The program of the 12 credit course is the following:

1. Elementary probability calculus: definitions, axioms and property of the probability measure; conditional probability and stochastic independence; Bayes theorem.
2. Random variables: discrete and continuous variables; expected value and moments; quantiles; transformations of random variables; some relevant models of univariate random variables; bivariate discrete random variables, covariance and correlation; some relevant properties of multivariate random variables; sequencies of random variables, laws of large numbers, the central limit theorem.
3. Descriptive statistics: data collection and classification; frequency distributions; the main statistica indeces; graphical tools.
4. Statistical inference: parametric statistical model and sampling; point and interval estimation; hypothesis testing; goodness of fit, independence and homogeneity testing.
Textbook:
Boella M., Probabilità e Statistica per ingegneria e scienze. Pearson - Prentice Hall.

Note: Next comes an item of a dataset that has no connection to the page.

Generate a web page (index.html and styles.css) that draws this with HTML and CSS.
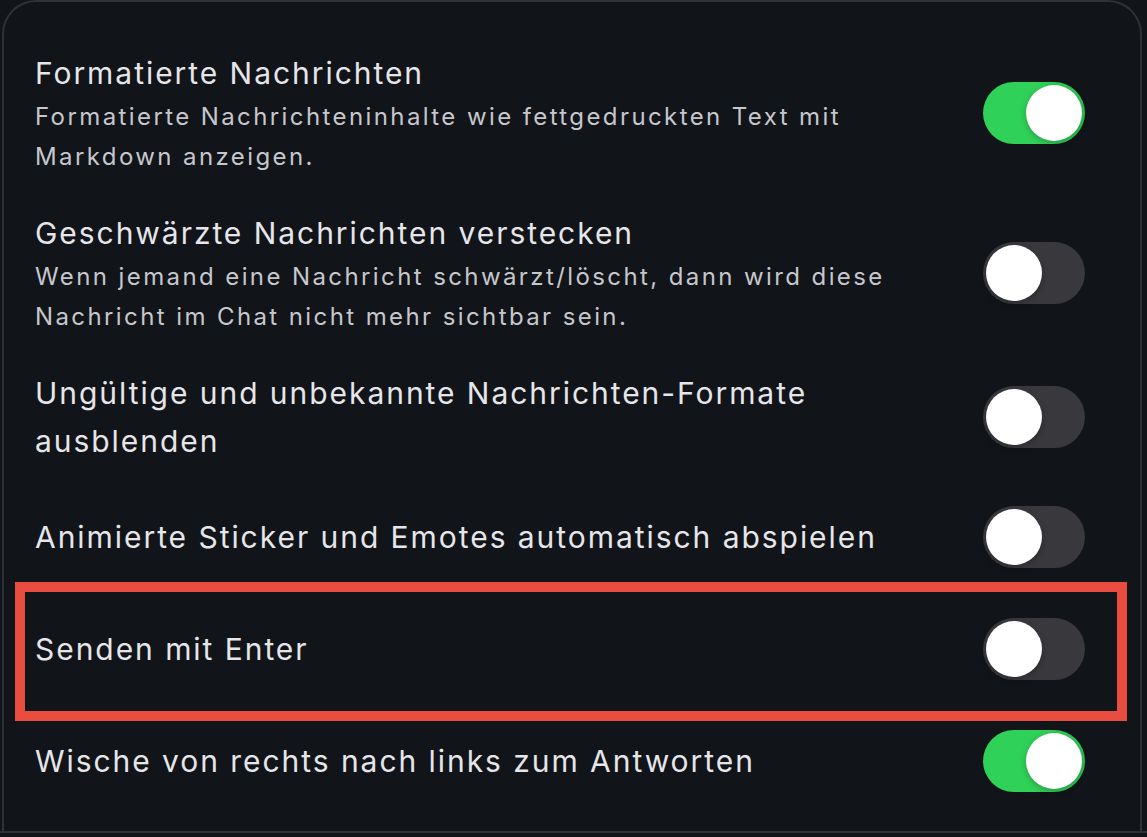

II ed. 2020. Chapter 1 (section 1.8 can be omitted); Chapter 2 (sections 2.5.3 , 2.6.2, 2.6.6. and 2.8 can be omitted); Chapter. 3 (sections 3.1.3, 3.1.4, 3.5 can be omitted); Chapter 4 (sections 4.4, 4.6, 4.7.2 and 4.8 can be omitted); Chapter. 5 (section 5.3.3 can be omitted); Chapter 6 (sections 6.2, 6.3.3 and 6.4.2 can be omitted); Chapter 7 (sections 7.3.3, 7.4.4, 7.4.5 and 7.4.6 can be omitted); Appendix A, Appendix B (section B.4.2 can be omitted), Appendix C, Appendix D (sections from D.6 to D.13 can be omitted)

Further readings (exercises and applications):
Monti, A. C.: Statistica. Esercizi svolti. Pearson, 2024, capitoli 1-26.
The final assessment consists of a written test of multiple-choice questions, and an oral test. There are no intermediate assessments or differentiated assessments for attending or non-attending students.
The written test is intended to test calculating ability and understanding of the fundamental concepts of the discipline. During the written test, the use of books, notes, electronic media, with the exception of a calculator and statistical tables, is not allowed. There is a penalty in the score for multiple choice questions with incorrect answers.
The oral test is entered having obtained a sufficient result in the written test. The oral test, on the other hand, is intended to test argumentative skills and the correct use of statistical-probabilistic language. During the oral test, therefore, the student must demonstrate knowledge of the topics covered in the course and the ability to expound them in a formal manner.
Examples of multiple-choice questions and questions asked in the oral exam are available in the area dedicated to the course in the University's Moodle e-learning platform.
The course is taught through presentation style lectures and classroom practicals integrated by the individual student activities. Students are supported by the indicated textbook and by the resources made available on Moodle platform.
written and oral
This programme is provisional and there could still be changes in its contents.
Last update of the programme: 01/07/2024